• _Aim_
Set down the records once more, please, exactly and with the pictures left out.

• _Records shown_
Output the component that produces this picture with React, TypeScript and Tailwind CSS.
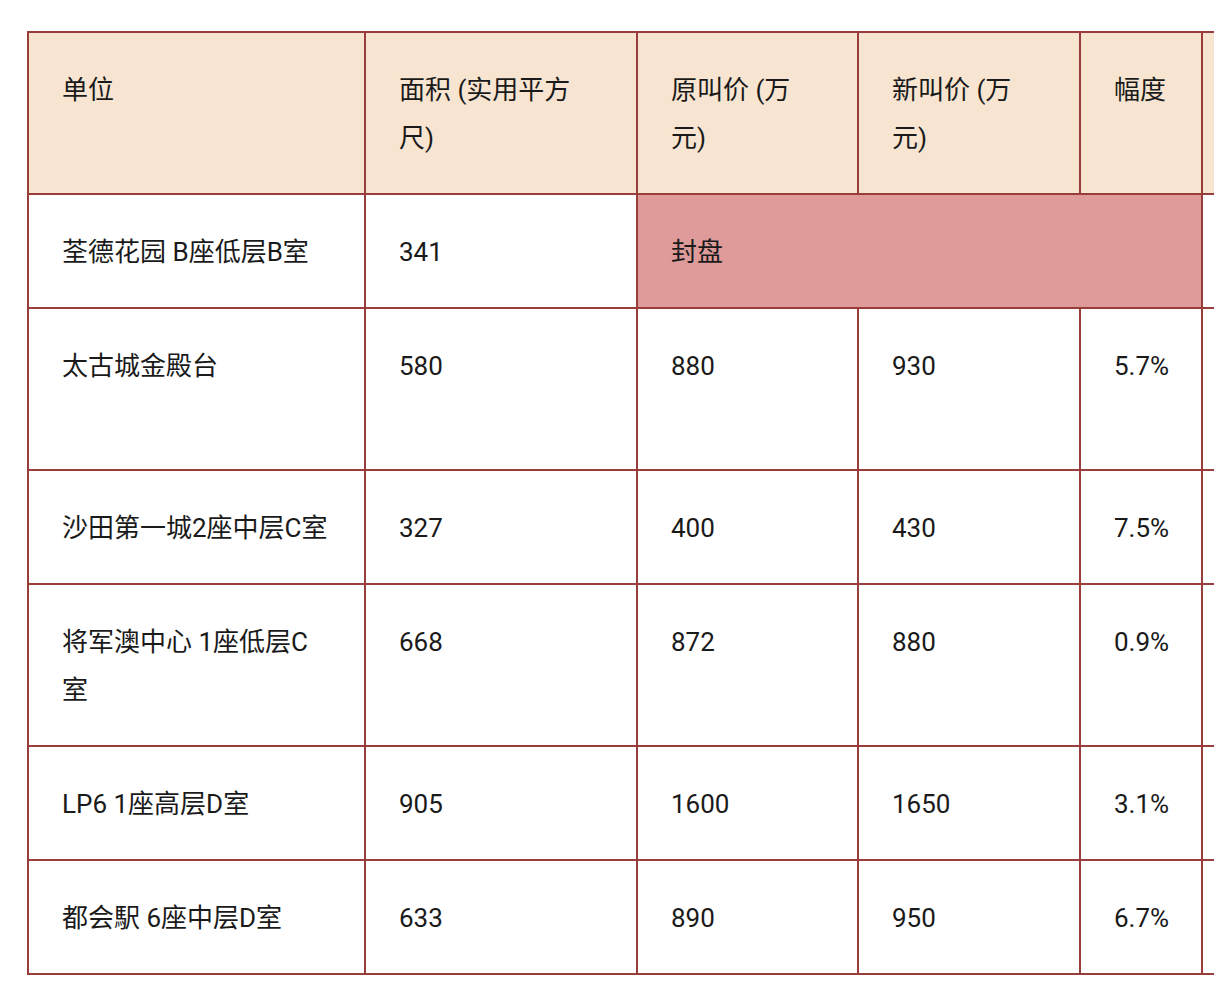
const rows = [
  { unit: "太古城金殿台", area: "580", oldPrice: "880", newPrice: "930", change: "5.7%", tall: true },
  { unit: "沙田第一城2座中层C室", area: "327", oldPrice: "400", newPrice: "430", change: "7.5%" },
  { unit: <>将军澳中心 1座低层C<br />室</>, area: "668", oldPrice: "872", newPrice: "880", change: "0.9%" },
  { unit: "LP6 1座高层D室", area: "905", oldPrice: "1600", newPrice: "1650", change: "3.1%" },
  { unit: "都会駅 6座中层D室", area: "633", oldPrice: "890", newPrice: "950", change: "6.7%" },
];

const cell = "border-2 border-[#993d3b] pl-[33px] pr-[31px] pt-[33px] pb-[31px] align-top text-left font-normal";

export default function App() {
  return (
    <div className="w-[1214px] h-[996px] overflow-hidden bg-white">
      <table
        className="ml-[27px] mt-[31px] border-collapse table-fixed w-[1380px] text-[26px] leading-[48px] text-[#1a1a1a]"
        style={{ fontFamily: 'Roboto, "Noto Sans CJK SC", sans-serif' }}
      >
        <colgroup>
          <col className="w-[337px]" />
          <col className="w-[272px]" />
          <col className="w-[221px]" />
          <col className="w-[222px]" />
          <col className="w-[122px]" />
          <col className="w-[206px]" />
        </colgroup>
        <thead>
          <tr className="bg-[#f7e5d1]">
            <th className={cell}>单位</th>
            <th className={cell}>面积 (实用平方<br />尺)</th>
            <th className={cell}>原叫价 (万<br />元)</th>
            <th className={cell}>新叫价 (万<br />元)</th>
            <th className={cell}>幅度</th>
            <th className={cell}></th>
          </tr>
        </thead>
        <tbody>
          <tr>
            <td className={cell}>荃德花园 B座低层B室</td>
            <td className={cell}>341</td>
            <td className={`${cell} bg-[#de9b9a]`} colSpan={3}>封盘</td>
            <td className={cell}></td>
          </tr>
          {rows.map((r, i) => (
            <tr key={i}>
              <td className={`${cell} ${r.tall ? "h-[162px]" : ""}`}>{r.unit}</td>
              <td className={cell}>{r.area}</td>
              <td className={cell}>{r.oldPrice}</td>
              <td className={cell}>{r.newPrice}</td>
              <td className={cell}>{r.change}</td>
              <td className={cell}></td>
            </tr>
          ))}
        </tbody>
      </table>
    </div>
  );
}
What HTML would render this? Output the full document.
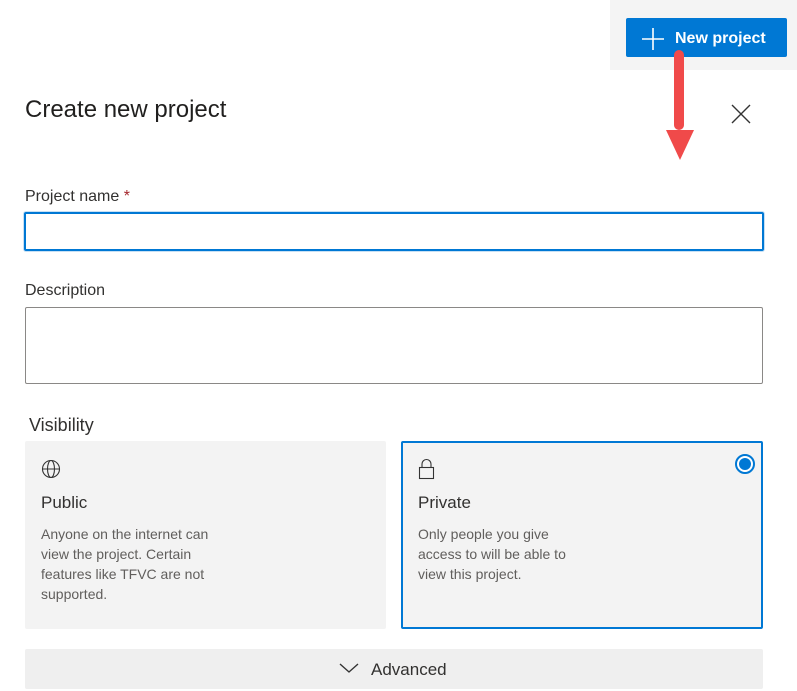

• _Solution for this problem_
Output the component that produces this picture with React, TypeScript and Tailwind CSS.
const rows = [
  { unit: "太古城金殿台", area: "580", oldPrice: "880", newPrice: "930", change: "5.7%", tall: true },
  { unit: "沙田第一城2座中层C室", area: "327", oldPrice: "400", newPrice: "430", change: "7.5%" },
  { unit: <>将军澳中心 1座低层C<br />室</>, area: "668", oldPrice: "872", newPrice: "880", change: "0.9%" },
  { unit: "LP6 1座高层D室", area: "905", oldPrice: "1600", newPrice: "1650", change: "3.1%" },
  { unit: "都会駅 6座中层D室", area: "633", oldPrice: "890", newPrice: "950", change: "6.7%" },
];

const cell = "border-2 border-[#993d3b] pl-[33px] pr-[31px] pt-[33px] pb-[31px] align-top text-left font-normal";

export default function App() {
  return (
    <div className="w-[1214px] h-[996px] overflow-hidden bg-white">
      <table
        className="ml-[27px] mt-[31px] border-collapse table-fixed w-[1380px] text-[26px] leading-[48px] text-[#1a1a1a]"
        style={{ fontFamily: 'Roboto, "Noto Sans CJK SC", sans-serif' }}
      >
        <colgroup>
          <col className="w-[337px]" />
          <col className="w-[272px]" />
          <col className="w-[221px]" />
          <col className="w-[222px]" />
          <col className="w-[122px]" />
          <col className="w-[206px]" />
        </colgroup>
        <thead>
          <tr className="bg-[#f7e5d1]">
            <th className={cell}>单位</th>
            <th className={cell}>面积 (实用平方<br />尺)</th>
            <th className={cell}>原叫价 (万<br />元)</th>
            <th className={cell}>新叫价 (万<br />元)</th>
            <th className={cell}>幅度</th>
            <th className={cell}></th>
          </tr>
        </thead>
        <tbody>
          <tr>
            <td className={cell}>荃德花园 B座低层B室</td>
            <td className={cell}>341</td>
            <td className={`${cell} bg-[#de9b9a]`} colSpan={3}>封盘</td>
            <td className={cell}></td>
          </tr>
          {rows.map((r, i) => (
            <tr key={i}>
              <td className={`${cell} ${r.tall ? "h-[162px]" : ""}`}>{r.unit}</td>
              <td className={cell}>{r.area}</td>
              <td className={cell}>{r.oldPrice}</td>
              <td className={cell}>{r.newPrice}</td>
              <td className={cell}>{r.change}</td>
              <td className={cell}></td>
            </tr>
          ))}
        </tbody>
      </table>
    </div>
  );
}
What HTML would render this? Output the full document.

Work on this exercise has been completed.